I was waiting for the women to offer to take me in their Mercedes from museum to museum over the next few days. Barring that, I was waiting for them at least to invite me back to their homes for dinner or a drink.

But life never follows a set script.

“Oh!” said woman number two, looking at her watch. “I have to pick up the children!”

And the other two women, as if on cue, looked at their watches and exclaimed, “The time!”

“How quickly time passes with pleasant company,” said woman number one, and winked at me.

“Well, our new American friend,” she continued with a broad smile, glancing at my still open notebook, “have you found something to write about now?”

As they made for the exit, she turned one last time and said, “
Au revoir
! Enjoy your stay in our lovely Nice!”

Then they were gone.

I walked once more around the suddenly intimate and enchanting museum, looked again at the artist's luminous, passion-filled pieces and thought: Ah, Matisse—now I understand even better what you loved about Nice.

Treasures of Dubrovnik

When I was writing a column for the Lonely Planet website, one of the subjects I tried to focus on was the special people we meet when we travel, people who come to embody and transfigure our understanding of a place. Usually these encounters are entirely unexpected, and often they become our most precious souvenirs from a trip. My meeting in 2000 with the woman I call T, in Dubrovnik, was one such experience. She brought the city's glorious past and tumultuous present to life for me. And to this day, when I think of that poignant place, I remember the moment her eyes shone with an indomitable light as she recalled the Dubrovnik of old.

I WASN'T SURE WHAT TO EXPECT
on my first visit to Dubrovnik in the fall of 2000. On the one hand, I knew that the city had long been considered the jewel of the Adriatic and was a UNESCO World Heritage site. On the other hand, I had heard that it had been largely destroyed by bombs in the early 1990s. Was I going to find rubble or restoration?

Happily, the answer was the latter. While 68 percent of Old Dubrovnik's 824 buildings were hit by bombs in an eight-month siege during the Yugoslavian civil war—leaving holes in two out of every three tiled roofs—the damage is hardly noticeable now. Most of the buildings have been meticulously repaired. And the old walled city is again truly an extraordinary jewel.

But the tale of Dubrovnik does not have an unambiguously happy ending. While the city itself has been largely rebuilt, the tourism on which the city depends has not been restored. And in this sense, the damage done by the shelling remains.

I happened to arrive on All Saints' Day, 30 October, and people were walking through the streets with armfuls of flowers to be laid at their ancestors' graves. This seemed a particularly appropriate introduction to a place where the past is such a powerful presence.

I signed up for a guided tour, which began with a bus trip to the outskirts above the city. From that vantage, Dubrovnik's Old Town seemed an exquisite labyrinth of honey-tinted stone buildings with terra-cotta roof tiles of red and orange, preserved within thick stone walls. It was an astonishing, almost fairy tale sight.

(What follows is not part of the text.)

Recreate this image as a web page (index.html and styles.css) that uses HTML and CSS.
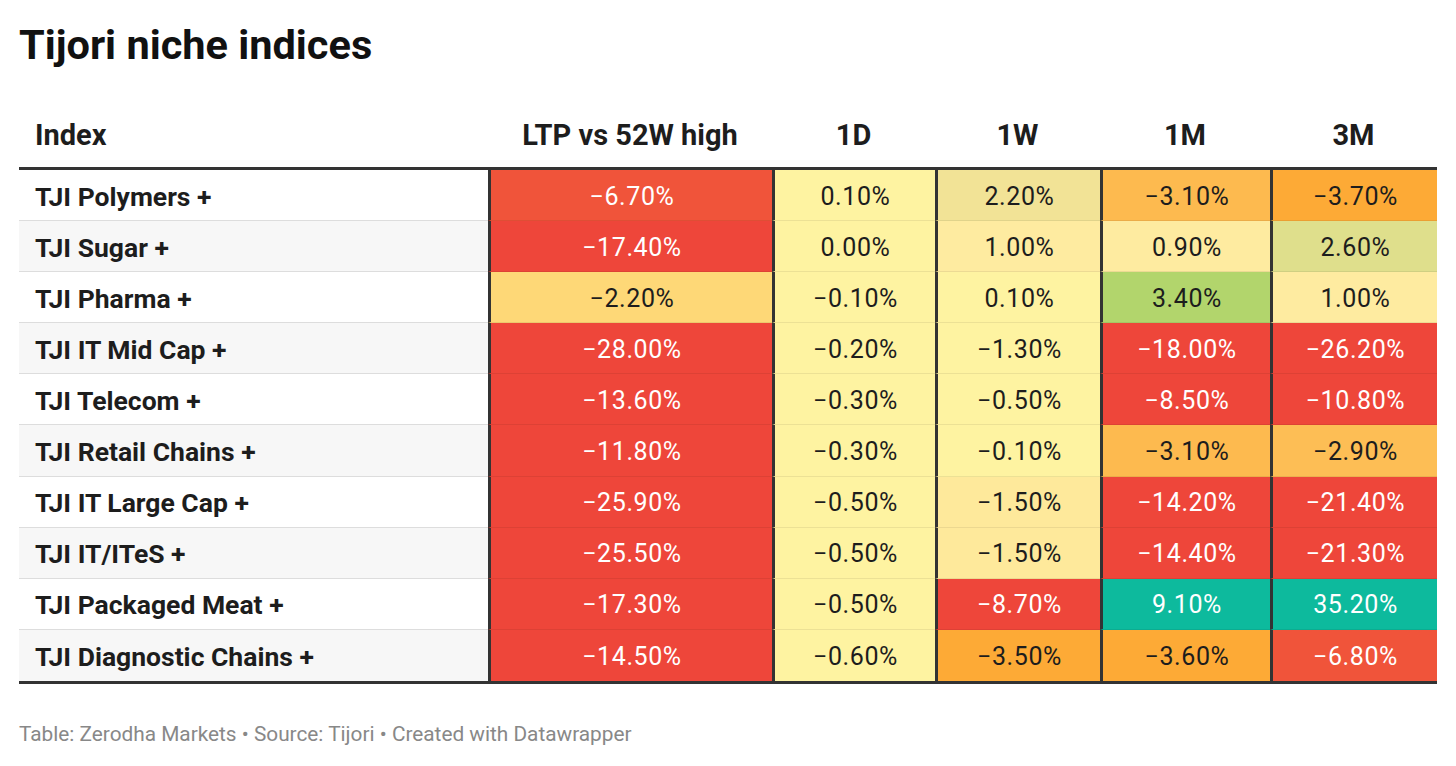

Then we walked through those gates, and the tale darkened. One of the first sights greeting visitors to the Old Town is a map that shows the damage done by bombs and grenades from October 1991 to May 1992. It is thick with black dots and triangles. “The worst day of the siege,” the woman leading my group said, “was 12 December, 1991. On the day, 600 shells fell on the city.” Six hundred shells.

“See up there?” she continued, pointing to a green hill within easy eyesight of the town, not far from where our bus had stopped. “That's where the guns were set. For months and months they just kept sending bombs onto the town. In all, 200 people in Dubrovnik were killed during this time.” Nine years later, her voice still quavered.

This woman—I'll call her T—proved a passionate guide to Dubrovnik past and present. She explained how, in the 15th and 16th centuries, Dubrovnik had been a commercial and cultural center that rivaled Venice. Extraordinary treasures had been created and collected here; merchants from afar passed through and marveled at its splendors. Ships were sent to Syria, Egypt, France, and Spain.

The city's fall from these heights began in 1667, when an earthquake devastated the area. But despite that destruction, T said, the plan of the city itself is little changed from the Middle Ages. She pointed like a proud parent to the geometric precision of the city: the six-foot-wide alleys that rise off the main street; the steep stairways between age-blackened stone facades and freshly painted wooden shutters; the strings of bright laundry festooned against the sky.